You are responsible for training your children (and those in your community). But so often we end up shunning them either directly or indirectly.
Directly by hiring a babysitter to watch them while the adults have Bible study — out of sight, out of mind. Or indirectly, by having a boring Bible study — maybe they’ll just leave if we’re boring enough.
Jesus loves kids. In fact, when his disciples rebuked parents for bringing their rowdy kids to Jesus’ church, Jesus got really angry. He stopped what he was doing and said, “let the children come to me!” My kingdom belongs to them! (Mark 10:14).
Kids love Jesus
“They’re too loud,” we’ll say, or, “they’d just be bored with us.” Perhaps it’s not an issue with the kids.
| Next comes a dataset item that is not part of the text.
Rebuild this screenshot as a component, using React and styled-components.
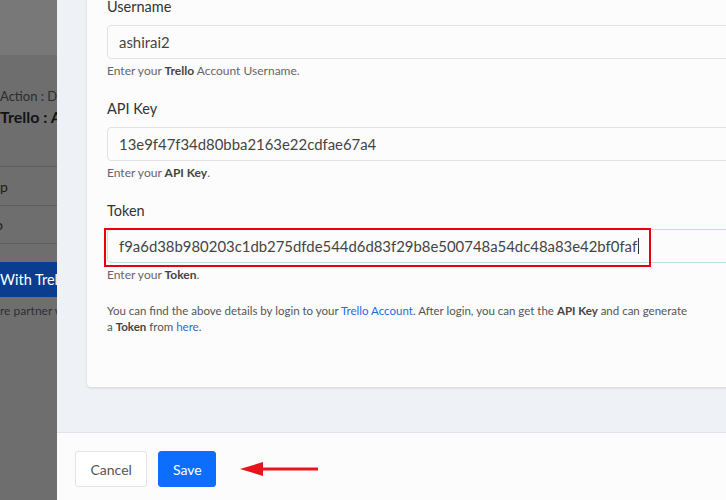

They’re probably bored because you’re not fun.
You’ve been a kid before. You know what it’s like. Shame on you for boring them! If, in your community group, you’ve decided to “go deep” instead of having worshipful fun, you’re neglecting your responsibility as a parent in the family of God.
It’s so curious that kids loved hanging around Jesus. When parents brought them to see Jesus, he would throw them up on his lap, say, “become like this kid!” and they just went with it. Why? Because Jesus is fun. He is safe. He makes time for kids. He doesn’t turn them away when he was doing grown up things.
For the sake of becoming more like Jesus, include kids in your community group.
So, what do we learn from our kids?
- Kids know that Jesus is a loving, strong-yet-gentle, and safe man. Look how quickly they took to him in Matthew 19:13-15. We love Jesus more when we become like kids.
- Kids don’t abide by the same social boundaries we do. We would show more people more love if we became like kids and hugged strangers.
- Kids can party. More people would see the gospel as a joyous thing if we became like kids and let loose.
- Kids know how to feel. We would “mourn with those who mourn and rejoice with those who rejoice” better if we learned from our kids how to feel.
- Kids are honest. Fewer people would feel alienated from Christians if we were honest about how cranky or unsure we are, or how much we need a hug.
- Kids know how to ask for things. We would pray more like Jesus if we became like our own kids, bold and hungry.